Example applications for MFGN partners showing the use of OpenWeave for a variety of device types and hardware platforms.
OpenWeave is the open source release of Nest's Weave technology, an application layer framework that provides a secure, reliable communications backbone for Nest's products.
The OpenWeave example applications repo currently features two device types (lock and open/close sensor) on two hardware platforms (Nordic nRF52840 (nrf5) and Silicon Labs EFR32 MG12/MG21 (efr32)).
The example applications provide working demonstrations of connected devices built using OpenWeave, OpenThread, and the SDKs of various hardware platforms.
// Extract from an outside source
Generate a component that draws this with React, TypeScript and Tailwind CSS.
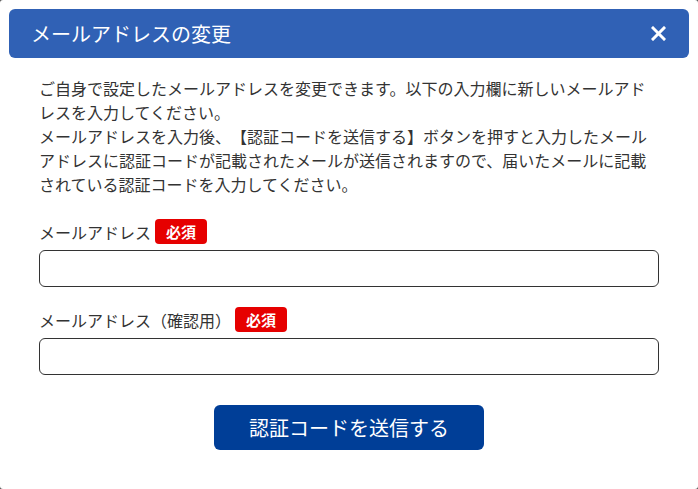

They are intended to serve both as a means to explore the workings of OpenWeave and OpenThread, as well as a template for creating real products. It is important to note that these example applications are not "production-ready", but efforts are made in the code to bring attention to areas that developers must pay attention to for production readiness of their firmware.
The example applications build upon the OpenWeave and OpenThread projects, which are incorporated as submodules and built from source. A top-level Makefile orchestrates the entire build process, including building OpenWeave, OpenThread and files from the SDK of the selected hardware platform. The resultant image file can be flashed directly onto the development kit of the hardware platform.
[FIXME: Get a diagram that is application-agnostic]
The examples are built on the Weave application layer framework provided by openweave-core. At the heart of this are the Weave Core components. These components provide the essential functionality required to speak Weave. This includes code for encoding and decoding Weave messages, communicating Weave messages over various transports (TCP, UDP, BLE), tracking Weave conversations (exchanges) and negotiating secure communications.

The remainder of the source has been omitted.